[Start]

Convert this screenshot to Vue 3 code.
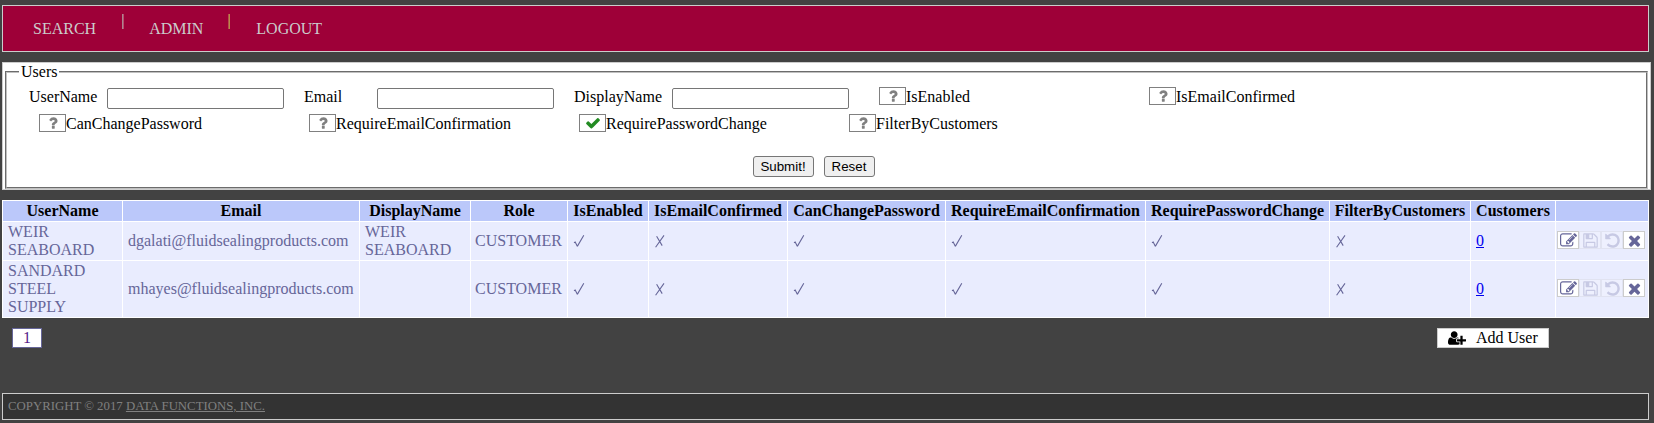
<template>
  <div class="page">
    <nav class="bar">
      <a>SEARCH</a><i class="sep"></i><a>ADMIN</a><i class="sep warm"></i><a>LOGOUT</a>
    </nav>

    <section class="panel">
      <fieldset>
        <legend>Users</legend>
        <div class="fields">
          <div v-for="f in textFields" :key="f" class="field">
            <label>{{ f }}</label><input type="text" />
          </div>
          <div v-for="f in flags" :key="f.name" class="flag" :class="{ shifted: f.shifted }">
            <span class="tri" :class="{ on: f.on }">
              <svg viewBox="0 0 1792 1792"><path :d="f.on ? icons.check : icons.question" /></svg>
            </span>{{ f.name }}
          </div>
        </div>
        <div class="actions"><button>Submit!</button><button class="reset">Reset</button></div>
      </fieldset>
    </section>

    <table>
      <colgroup><col v-for="(w, i) in widths" :key="i" :style="{ width: w + 'px' }" /></colgroup>
      <thead>
        <tr><th v-for="h in headers" :key="h">{{ h }}</th></tr>
      </thead>
      <tbody>
        <tr v-for="r in rows" :key="r.email" :class="r.size">
          <td>{{ r.user }}</td>
          <td>{{ r.email }}</td>
          <td>{{ r.display }}</td>
          <td class="role">CUSTOMER</td>
          <td v-for="(m, i) in marks" :key="i">
            <svg class="mark" viewBox="0 0 12 14"><path :d="m ? tick : cross" /></svg>
          </td>
          <td><a class="count">0</a></td>
          <td class="tools">
            <div>
              <span v-for="t in tools" :key="t.icon" class="tool" :class="{ off: t.off }">
                <svg viewBox="0 0 1792 1792"><path :d="icons[t.icon]" /></svg>
              </span>
            </div>
          </td>
        </tr>
      </tbody>
    </table>

    <div class="below">
      <span class="pager">1</span>
      <span class="add">
        <svg viewBox="0 0 2048 1792"><path :d="icons.userPlus" /></svg>Add User
      </span>
    </div>

    <footer>COPYRIGHT © 2017 <a>DATA FUNCTIONS, INC.</a></footer>
  </div>
</template>

<script setup>
const textFields = ['UserName', 'Email', 'DisplayName']
const flags = [
  { name: 'IsEnabled', shifted: true },
  { name: 'IsEmailConfirmed', shifted: true },
  { name: 'CanChangePassword' },
  { name: 'RequireEmailConfirmation' },
  { name: 'RequirePasswordChange', on: true },
  { name: 'FilterByCustomers' },
]
const headers = ['UserName', 'Email', 'DisplayName', 'Role', 'IsEnabled', 'IsEmailConfirmed', 'CanChangePassword',
  'RequireEmailConfirmation', 'RequirePasswordChange', 'FilterByCustomers', 'Customers', '']
const widths = [120, 237, 111, 97, 81, 139, 158, 200, 184, 141, 85, 93]
const rows = [
  { user: 'WEIR SEABOARD', email: 'dgalati@fluidsealingproducts.com', display: 'WEIR SEABOARD', size: 'two' },
  { user: 'SANDARD STEEL SUPPLY', email: 'mhayes@fluidsealingproducts.com', display: '', size: 'three' },
]
const marks = [true, false, true, true, true, false]
const tools = [
  { icon: 'edit' },
  { icon: 'save', off: true },
  { icon: 'undo', off: true },
  { icon: 'times' },
]
const tick = 'M1 8.8L2.2 8L4.3 12.2M4.3 12.4L10.8 1.2'
const cross = 'M2.6 2.2L8.2 11.6M10 1.4L1.6 13.2'
const icons = {
  check: 'M1671 566q0 40-28 68l-724 724-136 136q-28 28-68 28t-68-28l-136-136-362-362q-28-28-28-68t28-68l136-136q28-28 68-28t68 28l294 295 656-657q28-28 68-28t68 28l136 136q28 28 28 68z',
  times: 'M1490 1322q0 40-28 68l-136 136q-28 28-68 28t-68-28l-294-294-294 294q-28 28-68 28t-68-28l-136-136q-28-28-28-68t28-68l294-294-294-294q-28-28-28-68t28-68l136-136q28-28 68-28t68 28l294 294 294-294q28-28 68-28t68 28l136 136q28 28 28 68t-28 68l-294 294 294 294q28 28 28 68z',
  question: 'M1088 1256v240q0 16-12 28t-28 12h-240q-16 0-28-12t-12-28v-240q0-16 12-28t28-12h240q16 0 28 12t12 28zm316-600q0 54-15.5 101t-35 76.5-55 59.5-57.5 43.5-61 35.5q-41 23-68.5 65t-27.5 67q0 17-12 32.5t-28 15.5h-240q-15 0-25.5-18.5t-10.5-37.5v-45q0-83 65-156.5t143-108.5q59-27 84-56t25-76q0-42-46.5-74t-107.5-32q-65 0-108 29-35 25-107 115-13 16-31 16-12 0-25-8l-164-125q-13-10-15.5-25t5.5-28q160-266 464-266 80 0 161 31t146 83 106 127.5 41 158.5z',
  edit: 'M888 1184l116-116-152-152-116 116v56h96v96h56zm440-720q-16-16-33 1l-350 350q-17 17-1 33t33-1l350-350q17-17 1-33zm80 594v190q0 119-84.5 203.5t-203.5 84.5h-832q-119 0-203.5-84.5t-84.5-203.5v-832q0-119 84.5-203.5t203.5-84.5h832q63 0 117 25 15 7 18 23 3 17-9 29l-49 49q-14 14-32 8-23-6-45-6h-832q-66 0-113 47t-47 113v832q0 66 47 113t113 47h832q66 0 113-47t47-113v-126q0-13 9-22l64-64q15-15 35-7t20 29zm-96-738l288 288-672 672h-288v-288zm444 132l-92 92-288-288 92-92q28-28 68-28t68 28l152 152q28 28 28 68t-28 68z',
  save: 'M512 1536h768v-384h-768v384zm896 0h128v-896q0-14-10-38.5t-20-34.5l-281-281q-10-10-34-20t-39-10v416q0 40-28 68t-68 28h-576q-40 0-68-28t-28-68v-416h-128v1280h128v-416q0-40 28-68t68-28h832q40 0 68 28t28 68v416zm-384-928v-320q0-13-9.5-22.5t-22.5-9.5h-192q-13 0-22.5 9.5t-9.5 22.5v320q0 13 9.5 22.5t22.5 9.5h192q13 0 22.5-9.5t9.5-22.5zm640 32v928q0 40-28 68t-68 28h-1344q-40 0-68-28t-28-68v-1344q0-40 28-68t68-28h928q40 0 88 20t76 48l280 280q28 28 48 76t20 88z',
  undo: 'M1664 896q0 156-61 298t-164 245-245 164-298 61q-172 0-327-72.5t-264-204.5q-7-10-6.5-22.5t8.5-20.5l137-138q10-9 25-9 16 2 23 12 73 95 179 147t225 52q104 0 198.5-40.5t163.5-109.5 109.5-163.5 40.5-198.5-40.5-198.5-109.5-163.5-163.5-109.5-198.5-40.5q-98 0-188 35.5t-160 101.5l137 138q31 30 14 69-17 40-59 40h-448q-26 0-45-19t-19-45v-448q0-42 40-59 39-17 69 14l130 129q107-101 244.5-156.5t284.5-55.5q156 0 298 61t245 164 164 245 61 298z',
  userPlus: 'M704 896q-159 0-271.5-112.5t-112.5-271.5 112.5-271.5 271.5-112.5 271.5 112.5 112.5 271.5-112.5 271.5-271.5 112.5zm960 128h352q13 0 22.5 9.5t9.5 22.5v192q0 13-9.5 22.5t-22.5 9.5h-352v352q0 13-9.5 22.5t-22.5 9.5h-192q-13 0-22.5-9.5t-9.5-22.5v-352h-352q-13 0-22.5-9.5t-9.5-22.5v-192q0-13 9.5-22.5t22.5-9.5h352v-352q0-13 9.5-22.5t22.5-9.5h192q13 0 22.5 9.5t9.5 22.5v352zm-736 224q0 52 38 90t90 38h256v238q-68 50-171 50h-874q-121 0-194-69t-73-190q0-53 3.5-103.5t14-109 26.5-108.5 43-97.5 62-81 85.5-53.5 111.5-20q19 0 39 17 79 61 154.5 91.5t164.5 30.5 164.5-30.5 154.5-91.5q20-17 39-17 132 0 217 96h-223q-52 0-90 38t-38 90v192z',
}
</script>

<style>
html, body { background: #424242; }
</style>

<style scoped>
.page {
  box-sizing: border-box;
  height: 423px;
  padding: 5px 0 0 2px;
  font: 16px/18px "Liberation Serif", "Times New Roman", serif;
  color: #000;
  overflow: hidden;
}
.page * { box-sizing: border-box; }
.bar {
  display: flex;
  width: 1647px;
  height: 47px;
  padding: 8px 0 0 30px;
  background: #9e0038;
  border: 1px solid #ccc;
  color: #ccc;
}
.bar a { padding-top: 6px; }
.sep {
  width: 2px;
  height: 15px;
  margin: 0 25px 0 26px;
  background: linear-gradient(90deg, #ad8590 50%, #b5506f 50%);
}
.sep.warm { margin: 0 26px 0 25px; background: linear-gradient(90deg, #b5504a 50%, #b88a48 50%); }
.panel {
  width: 1649px;
  height: 128px;
  margin-top: 10px;
  padding: 0 2px;
  background: #fff;
  border: 1px solid #ccc;
}
fieldset {
  width: 1643px;
  height: 126px;
  margin: 0;
  padding: 0;
  border: 2px groove rgb(192, 192, 192);
}
legend { margin-left: 12px; padding: 0 2px; height: 18px; }
.fields {
  display: grid;
  grid-template-columns: repeat(5, 270px);
  grid-template-rows: 27px 27px;
  padding: 6px 0 0 22px;
}
.field { display: flex; }
.field label { flex: none; width: 78px; padding-top: 1px; }
.field:nth-child(2) label, .field:nth-child(3) label { padding-left: 5px; }
.field:nth-child(3) label { width: 103px; }
.field input {
  flex: none;
  width: 177px;
  height: 21px;
  margin-top: 1px;
  border: 1px solid #767676;
  border-radius: 2px;
  background: #fff;
}
.flag { display: flex; padding: 1px 0 0 10px; }
.flag.shifted { padding-left: 40px; }
.tri {
  display: flex;
  justify-content: center;
  width: 27px;
  height: 18px;
  margin-top: -1px;
  border: 1px solid #808080;
  fill: #808080;
}
.tri svg { width: 16px; height: 16px; margin-left: 1px; }
.tri.on { fill: #228b22; }
.actions { display: flex; justify-content: center; gap: 10px; padding: 15px 26px 0 0; }
.actions button {
  width: 61px;
  height: 21px;
  padding: 0;
  font: 13.333px "Liberation Sans", Arial, sans-serif;
  color: #000;
  background: #efefef;
  border: 1px solid #767676;
  border-radius: 3px;
}
.actions .reset { width: 51px; }
table {
  width: 1647px;
  margin-top: 10px;
  table-layout: fixed;
  border-collapse: collapse;
  color: #669;
}
th, td { border: 1px solid #fff; padding: 0 5px; height: 21px; text-align: left; background: #e9ecfe; }
th { background: #bbc8fa; color: #000; text-align: center; padding: 0; }
.two td { height: 39px; }
.three td { height: 57px; }
td.role { padding-left: 4px; }
.mark { display: block; width: 12px; height: 14px; fill: none; stroke: #669; stroke-width: 1.1; }
.count { color: #00e; text-decoration: underline; }
td.tools { padding: 0 0 2px 1px; }
.tools div { display: flex; }
.tool {
  display: flex;
  justify-content: center;
  align-items: center;
  width: 22px;
  height: 18px;
  border: 1px solid #ccc;
  background: #fff;
  fill: #669;
}
.tool svg { flex: none; width: 17px; height: 17px; }
.tool.off { opacity: .25; }
.below { display: flex; justify-content: space-between; width: 1547px; padding: 10px 0 0 10px; }
.pager, .add { height: 20px; background: #fff; }
.pager { width: 30px; border: 1px solid #669; text-align: center; color: #551a8b; }
.add { display: flex; width: 112px; padding-left: 10px; border: 1px solid #ccc; }
.add svg { width: 18px; height: 16px; margin: 1px 10px 0 0; }
footer {
  width: 1647px;
  height: 27px;
  margin-top: 45px;
  padding: 3px 5px;
  border: 1px solid #ccc;
  background: #333;
  color: #808080;
  font-size: 12.8px;
}
footer a { text-decoration: underline; }
</style>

[End]

▶ _WRITTEN INSTRUCTION_:
Up to and including the line containing "</template>", repeat every line from the start of the data, but none of the pictures.

▶ _OUTPUT_:
Convert this screenshot to Vue 3 code.
<template>
  <div class="page">
    <nav class="bar">
      <a>SEARCH</a><i class="sep"></i><a>ADMIN</a><i class="sep warm"></i><a>LOGOUT</a>
    </nav>

    <section class="panel">
      <fieldset>
        <legend>Users</legend>
        <div class="fields">
          <div v-for="f in textFields" :key="f" class="field">
            <label>{{ f }}</label><input type="text" />
          </div>
          <div v-for="f in flags" :key="f.name" class="flag" :class="{ shifted: f.shifted }">
            <span class="tri" :class="{ on: f.on }">
              <svg viewBox="0 0 1792 1792"><path :d="f.on ? icons.check : icons.question" /></svg>
            </span>{{ f.name }}
          </div>
        </div>
        <div class="actions"><button>Submit!</button><button class="reset">Reset</button></div>
      </fieldset>
    </section>

    <table>
      <colgroup><col v-for="(w, i) in widths" :key="i" :style="{ width: w + 'px' }" /></colgroup>
      <thead>
        <tr><th v-for="h in headers" :key="h">{{ h }}</th></tr>
      </thead>
      <tbody>
        <tr v-for="r in rows" :key="r.email" :class="r.size">
          <td>{{ r.user }}</td>
          <td>{{ r.email }}</td>
          <td>{{ r.display }}</td>
          <td class="role">CUSTOMER</td>
          <td v-for="(m, i) in marks" :key="i">
            <svg class="mark" viewBox="0 0 12 14"><path :d="m ? tick : cross" /></svg>
          </td>
          <td><a class="count">0</a></td>
          <td class="tools">
            <div>
              <span v-for="t in tools" :key="t.icon" class="tool" :class="{ off: t.off }">
                <svg viewBox="0 0 1792 1792"><path :d="icons[t.icon]" /></svg>
              </span>
            </div>
          </td>
        </tr>
      </tbody>
    </table>

    <div class="below">
      <span class="pager">1</span>
      <span class="add">
        <svg viewBox="0 0 2048 1792"><path :d="icons.userPlus" /></svg>Add User
      </span>
    </div>

    <footer>COPYRIGHT © 2017 <a>DATA FUNCTIONS, INC.</a></footer>
  </div>
</template>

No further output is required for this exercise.